The original KITE benchmark—spanning diverse corpora like legal opinions, financial filings, and open-source docs—shows consistent gains when using CCH. Average performance improved by **~28%** across datasets, with the most dramatic gains seen in long, complex documents like 10-Ks and legal texts.

This reinforces our intuition: adding contextual metadata like document titles or summaries **helps the retriever and reranker better understand the purpose of each chunk**—especially in ambiguous or multi-topic scenarios.

While we haven’t run these full-scale benchmarks ourselves, this external evidence strengthens the case for including lightweight context (e.g., titles or section headers) in real-world RAG pipelines.


---

## 📘 Summary & Credits

This notebook is based on the excellent open-source repository [RAG_Techniques by NirDiamant](https://github.com/NirDiamant/RAG_Techniques).  
I referred to that work to understand how the pipeline is structured and then reimplemented the same concept in a **fully self-contained** way, but using recent models — as part of my personal learning journey.

The purpose of this notebook is purely **educational**:  
- To deepen my understanding of Retrieval-Augmented Generation systems  
- To keep a clean, trackable log of what I’ve built and learned  
- And to serve as a future reference for myself or others starting from scratch

To support that, I’ve added clear, concise markdowns throughout the notebook — explaining *why* each package was installed, *why* each line of code exists, and *how* each component fits into the overall RAG pipeline. It’s designed to help anyone (including my future self) grasp the **how** and the **why**, not just the **what**.

## 🔍 Why Use CCH in RAG?

Traditional RAG systems chunk documents without preserving **contextual information** like section titles or summaries.
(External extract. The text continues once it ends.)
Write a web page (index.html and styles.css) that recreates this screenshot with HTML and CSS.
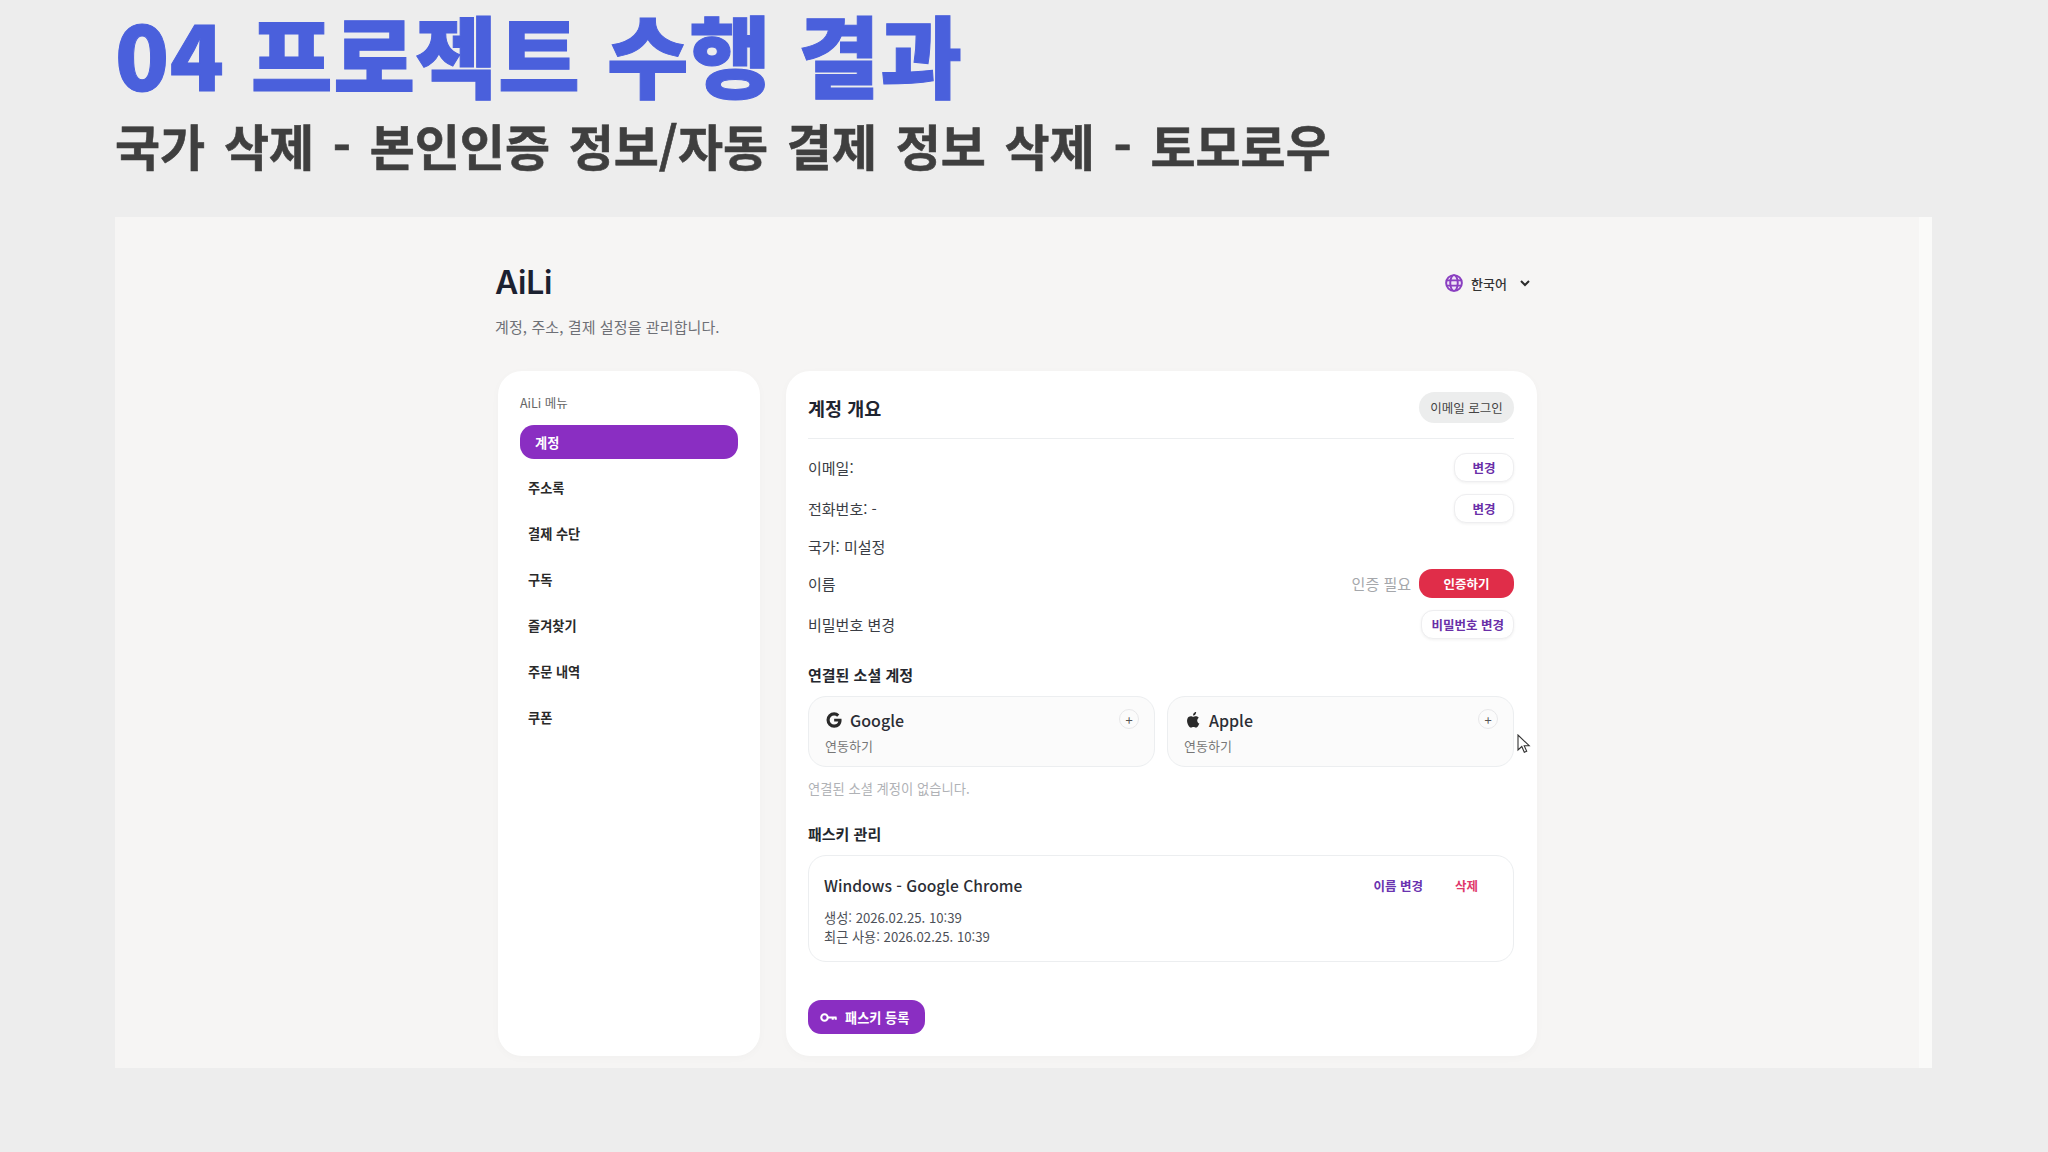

This leads to chunks that are semantically isolated and harder for retrievers to interpret.

**Contextual Chunk Headers (CCH)** solves this by:
- 🧩 **Adding lightweight context (e.g., title + summary) to each chunk during indexing**
- 🔍 **Helping retrievers and rerankers disambiguate and score chunks more accurately**

This enriches each chunk with purpose-driven metadata, making retrieval **more targeted and semantically aware**.

---

## 🧠 What’s New in This Version?

This CCH implementation includes:

- 🏷️ **Dynamic header construction** — Titles and summaries are added as structured headers  
- 🧠 **GPT-4o-based summarization** — Generates concise summaries per document  
- 🧱 **Chunking with injected context** — Each chunk is stored with its respective header  
- 📦 **End-to-end self-contained notebook** — Designed for clarity, reproducibility, and modularity  

It’s built to be easily adapted to other RAG pipelines or document types.

---

## 📈 Inferences & Key Takeaways

While we haven’t benchmarked this on large datasets, insights from public evaluations (e.g., KITE) suggest:

- 🧠 CCH improves both **retrieval quality** and **answer grounding**  
- 📄 It especially helps on long or noisy documents (e.g., 10-Ks, legal texts)  
- 🎯 Even a simple title+summary header yields significant gains in chunk relevance  

Contextualizing chunks helps retrieval **without modifying the query or increasing model size**.

---

## 🚀 What Could Be Added Next?

To make this more production-ready or to extend it further:

- 🔁 **Pair with rerankers** — Use LLMs like GPT-4 or Cohere ReRank for post-retrieval scoring  
- 📚 **Evaluate on real benchmarks** — Try on datasets like KITE or FinanceBench  
- 🧪 **Test different header strategies** — Try including section paths, TOC hierarchy, etc.  
- ⚡ **Add fast local embedding options** — Swap in BGE or Instructor models for cost efficiency  
- 🧠 **Explore retrieval fusion** — Combine raw chunk and CCH-based retrieval for hybrid gains  

---


## 💡 Final Word

This notebook is part of my larger personal project: **RAG100x** — a challenge to build and log my journney in RAG from 0 100 in the coming months.

It’s not built to impress — it’s built to **progress**.  
Everything here is structured to enable **daily iteration**, focused experimentation, and clean documentation.

If you're exploring RAG from first principles, feel free to use this as a scaffold for your own builds. And of course — check out the original repository for broader implementations and ideas.